Pretty much every time Ron Paul explains his views about foreign policy to mainstream Republican audiences, the response is grumbling at best and boos at worst. Other candidates talk about Paul’s “isolationist” views being naive. It turns out, though, that foreign policy experts say he’s right.
Being right rarely has anything to do with getting elected to office, of course, so Paul still has no chance of being elected. In fact, no libertarian has a chance of becoming president, because the vast majority of people simply don’t want individual liberty.
Still, it’s nice to see ABC News run an article over the weekend quoting foreign policy experts explaining why Paul is right about not invading other countries and leaving them alone to settle their own disputes. The real question is why it’s “controversial” — in the word’s of the story’s headline. The headline isn’t wrong. But why is it controversial to quit invading other countries and use our military purely to defend our own territory?

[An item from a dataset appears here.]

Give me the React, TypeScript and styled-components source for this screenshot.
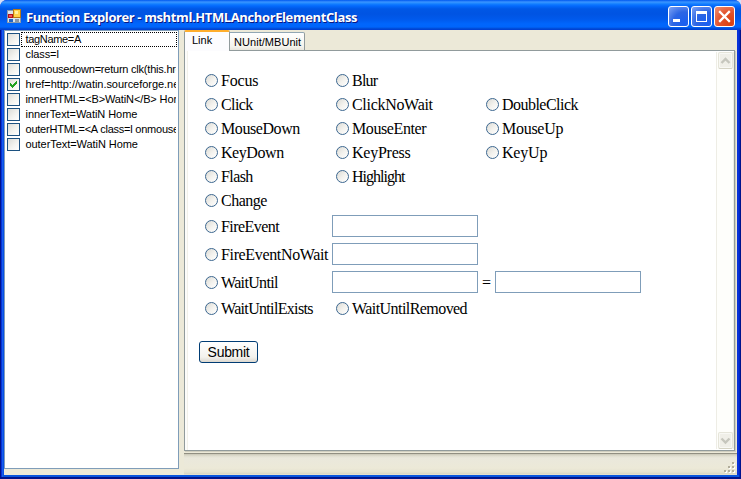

For those of you who still believe in the majoritarian political system and support Paul — thinking that he’s suddenly going to change people’s minds to see the truth as we see it — this is another piece of evidence that an electoral strategy isn’t going to work. We have a candidate who’s telling the truth, who’s making a case that’s both moral and pragmatic, and who was also warning about U.S. policy inviting terrorist attacks before 2001. You have experts on the subject who are willing to say that he’s right. You have news media people who are willing to quote him and quote those experts. Still, voters don’t hear. Why? Because people don’t want the same things you and I want.